# Given information:
-- BEGIN --

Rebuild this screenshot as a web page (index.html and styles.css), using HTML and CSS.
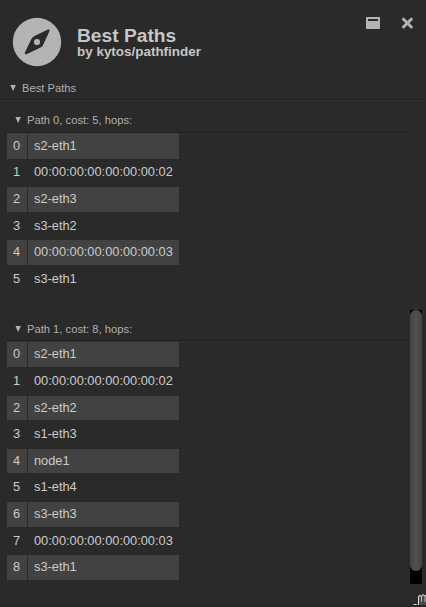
FILE: index.html
```
<!DOCTYPE html>
<html lang="en">
<head>
<meta charset="utf-8">
<title>Best Paths</title>
<link rel="stylesheet" href="styles.css">
</head>
<body>
<main class="panel">
  <header class="header">
    <svg class="compass" viewBox="0 0 50 50"><circle cx="25" cy="25" r="24.2" fill="#b4b4b4"/><path d="M36 12.5Q38.2 12 37.4 14.3L31.2 27.7Q30.5 29.6 28.6 30.5L15 37.1Q12 38 13 35.3L19.4 22Q20.2 20.2 22 19.3Z" fill="#2a2a2a"/><circle cx="25" cy="25" r="3.1" fill="#b4b4b4"/></svg>
    <div class="titles"><h1>Best Paths</h1><h2>by kytos/pathfinder</h2></div>
    <div class="actions">
      <svg width="14" height="12" viewBox="0 0 14 12"><path fill="#b4b4b4" fill-rule="evenodd" d="M1 0H13Q14 0 14 1V11Q14 12 13 12H1Q0 12 0 11V1Q0 0 1 0ZM2 2V4H12V2Z"/></svg>
      <svg width="12" height="12" viewBox="0 0 12 12"><path d="M2.5 2.2L10.3 10M10.3 2.2L2.5 10" stroke="#b4b4b4" stroke-width="3" stroke-linecap="round"/></svg>
    </div>
  </header>
  <div class="bar main-bar"><svg class="arrow" viewBox="0 0 6 6"><path d="M.4 0H5.8L3.1 6Z"/></svg>Best Paths</div>
  <section class="path">
    <div class="bar"><svg class="arrow" viewBox="0 0 6 6"><path d="M.4 0H5.8L3.1 6Z"/></svg>Path 0, cost: 5, hops:</div>
    <div class="hops">
      <div class="row first"><span>0</span><span>s2-eth1</span></div>
      <div class="row"><span>1</span><span>00:00:00:00:00:00:00:02</span></div>
      <div class="row"><span>2</span><span>s2-eth3</span></div>
      <div class="row"><span>3</span><span>s3-eth2</span></div>
      <div class="row"><span>4</span><span>00:00:00:00:00:00:00:03</span></div>
      <div class="row"><span>5</span><span>s3-eth1</span></div>
    </div>
  </section>
  <section class="path">
    <div class="bar next"><svg class="arrow" viewBox="0 0 6 6"><path d="M.4 0H5.8L3.1 6Z"/></svg>Path 1, cost: 8, hops:</div>
    <div class="hops">
      <div class="row"><span>0</span><span>s2-eth1</span></div>
      <div class="row"><span>1</span><span>00:00:00:00:00:00:00:02</span></div>
      <div class="row"><span>2</span><span>s2-eth2</span></div>
      <div class="row"><span>3</span><span>s1-eth3</span></div>
      <div class="row"><span>4</span><span>node1</span></div>
      <div class="row"><span>5</span><span>s1-eth4</span></div>
      <div class="row"><span>6</span><span>s3-eth3</span></div>
      <div class="row"><span>7</span><span>00:00:00:00:00:00:00:03</span></div>
      <div class="row"><span>8</span><span>s3-eth1</span></div>
    </div>
  </section>
  <div class="scroll"><div class="thumb"></div></div>
  <svg class="cursor" viewBox="0 0 15 13"><path d="M1.5 14V12.5Q1.5 10.5 4 10.5Q6 10.5 7.5 12V3Q7.5 1.5 9 1.5Q10 1.5 10.5 3Q10.5 .8 12 .8Q13.5 .8 14 2Q15 1 17 1.5V15Z" fill="#484848" stroke="#e4e4e4"/><path d="M10.5 3V8M14 2V8" stroke="#bbb"/></svg>
</main>
</body>
</html>
```

FILE: styles.css
```
* { box-sizing: border-box; }
body { margin: 0; background: #2a2a2a; color: #b0b0b0; font-family: "Liberation Sans", Arial, sans-serif; }
.panel { position: relative; width: 426px; height: 607px; overflow: hidden; border-bottom: 2px solid #292426; }
.header { display: flex; height: 77px; padding: 17px 12px 0; }
.compass { width: 50px; height: 50px; flex: none; }
.titles { margin: 9px 0 0 15px; flex: 1; color: #c6c6c6; }
h1, h2 { margin: 0; font-weight: bold; white-space: nowrap; }
h1 { font-size: 19.2px; line-height: 20px; }
h2 { font-size: 13.44px; line-height: 11px; }
.actions { display: flex; gap: 21px; margin-right: 1px; }
.bar { display: flex; align-items: center; height: 25px; padding-left: 8px; font-size: 11.2px; border-bottom: 1px solid #1f1f1f; box-shadow: 0 1px #333; }
.next { padding-top: 1px; }
.main-bar { height: 23px; margin: 0 5px 7.8px 2px; }
.arrow { width: 6px; height: 6px; margin-right: 6px; fill: #b4b4b4; }
.path { margin: 0 19px 25px 7px; }
.hops { position: relative; width: 172px; font-size: 12.8px; color: #ccc; }
.row { display: grid; grid-template-columns: 20px 151px; column-gap: 1px; height: 25.6px; margin-bottom: 1px; }
.row span { line-height: 25.6px; padding-left: 6px; }
.row:nth-child(odd) span { background: linear-gradient(transparent 1px, #424242 1px); }
.row.first span { height: 26px; background: #424242; }
.scroll { position: absolute; left: 410px; top: 310px; width: 12px; height: 274px; background: #000; }
.thumb { height: 261px; border-radius: 6px; background: linear-gradient(90deg, #444, #505050 50%, #444); }
.cursor { position: absolute; left: 411px; top: 594px; width: 15px; height: 13px; }
```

-- END --

All of the material above is to be copied exactly, except for its images.

# Solution to the exercise:
Rebuild this screenshot as a web page (index.html and styles.css), using HTML and CSS.
FILE: index.html
```
<!DOCTYPE html>
<html lang="en">
<head>
<meta charset="utf-8">
<title>Best Paths</title>
<link rel="stylesheet" href="styles.css">
</head>
<body>
<main class="panel">
  <header class="header">
    <svg class="compass" viewBox="0 0 50 50"><circle cx="25" cy="25" r="24.2" fill="#b4b4b4"/><path d="M36 12.5Q38.2 12 37.4 14.3L31.2 27.7Q30.5 29.6 28.6 30.5L15 37.1Q12 38 13 35.3L19.4 22Q20.2 20.2 22 19.3Z" fill="#2a2a2a"/><circle cx="25" cy="25" r="3.1" fill="#b4b4b4"/></svg>
    <div class="titles"><h1>Best Paths</h1><h2>by kytos/pathfinder</h2></div>
    <div class="actions">
      <svg width="14" height="12" viewBox="0 0 14 12"><path fill="#b4b4b4" fill-rule="evenodd" d="M1 0H13Q14 0 14 1V11Q14 12 13 12H1Q0 12 0 11V1Q0 0 1 0ZM2 2V4H12V2Z"/></svg>
      <svg width="12" height="12" viewBox="0 0 12 12"><path d="M2.5 2.2L10.3 10M10.3 2.2L2.5 10" stroke="#b4b4b4" stroke-width="3" stroke-linecap="round"/></svg>
    </div>
  </header>
  <div class="bar main-bar"><svg class="arrow" viewBox="0 0 6 6"><path d="M.4 0H5.8L3.1 6Z"/></svg>Best Paths</div>
  <section class="path">
    <div class="bar"><svg class="arrow" viewBox="0 0 6 6"><path d="M.4 0H5.8L3.1 6Z"/></svg>Path 0, cost: 5, hops:</div>
    <div class="hops">
      <div class="row first"><span>0</span><span>s2-eth1</span></div>
      <div class="row"><span>1</span><span>00:00:00:00:00:00:00:02</span></div>
      <div class="row"><span>2</span><span>s2-eth3</span></div>
      <div class="row"><span>3</span><span>s3-eth2</span></div>
      <div class="row"><span>4</span><span>00:00:00:00:00:00:00:03</span></div>
      <div class="row"><span>5</span><span>s3-eth1</span></div>
    </div>
  </section>
  <section class="path">
    <div class="bar next"><svg class="arrow" viewBox="0 0 6 6"><path d="M.4 0H5.8L3.1 6Z"/></svg>Path 1, cost: 8, hops:</div>
    <div class="hops">
      <div class="row"><span>0</span><span>s2-eth1</span></div>
      <div class="row"><span>1</span><span>00:00:00:00:00:00:00:02</span></div>
      <div class="row"><span>2</span><span>s2-eth2</span></div>
      <div class="row"><span>3</span><span>s1-eth3</span></div>
      <div class="row"><span>4</span><span>node1</span></div>
      <div class="row"><span>5</span><span>s1-eth4</span></div>
      <div class="row"><span>6</span><span>s3-eth3</span></div>
      <div class="row"><span>7</span><span>00:00:00:00:00:00:00:03</span></div>
      <div class="row"><span>8</span><span>s3-eth1</span></div>
    </div>
  </section>
  <div class="scroll"><div class="thumb"></div></div>
  <svg class="cursor" viewBox="0 0 15 13"><path d="M1.5 14V12.5Q1.5 10.5 4 10.5Q6 10.5 7.5 12V3Q7.5 1.5 9 1.5Q10 1.5 10.5 3Q10.5 .8 12 .8Q13.5 .8 14 2Q15 1 17 1.5V15Z" fill="#484848" stroke="#e4e4e4"/><path d="M10.5 3V8M14 2V8" stroke="#bbb"/></svg>
</main>
</body>
</html>
```

FILE: styles.css
```
* { box-sizing: border-box; }
body { margin: 0; background: #2a2a2a; color: #b0b0b0; font-family: "Liberation Sans", Arial, sans-serif; }
.panel { position: relative; width: 426px; height: 607px; overflow: hidden; border-bottom: 2px solid #292426; }
.header { display: flex; height: 77px; padding: 17px 12px 0; }
.compass { width: 50px; height: 50px; flex: none; }
.titles { margin: 9px 0 0 15px; flex: 1; color: #c6c6c6; }
h1, h2 { margin: 0; font-weight: bold; white-space: nowrap; }
h1 { font-size: 19.2px; line-height: 20px; }
h2 { font-size: 13.44px; line-height: 11px; }
.actions { display: flex; gap: 21px; margin-right: 1px; }
.bar { display: flex; align-items: center; height: 25px; padding-left: 8px; font-size: 11.2px; border-bottom: 1px solid #1f1f1f; box-shadow: 0 1px #333; }
.next { padding-top: 1px; }
.main-bar { height: 23px; margin: 0 5px 7.8px 2px; }
.arrow { width: 6px; height: 6px; margin-right: 6px; fill: #b4b4b4; }
.path { margin: 0 19px 25px 7px; }
.hops { position: relative; width: 172px; font-size: 12.8px; color: #ccc; }
.row { display: grid; grid-template-columns: 20px 151px; column-gap: 1px; height: 25.6px; margin-bottom: 1px; }
.row span { line-height: 25.6px; padding-left: 6px; }
.row:nth-child(odd) span { background: linear-gradient(transparent 1px, #424242 1px); }
.row.first span { height: 26px; background: #424242; }
.scroll { position: absolute; left: 410px; top: 310px; width: 12px; height: 274px; background: #000; }
.thumb { height: 261px; border-radius: 6px; background: linear-gradient(90deg, #444, #505050 50%, #444); }
.cursor { position: absolute; left: 411px; top: 594px; width: 15px; height: 13px; }
```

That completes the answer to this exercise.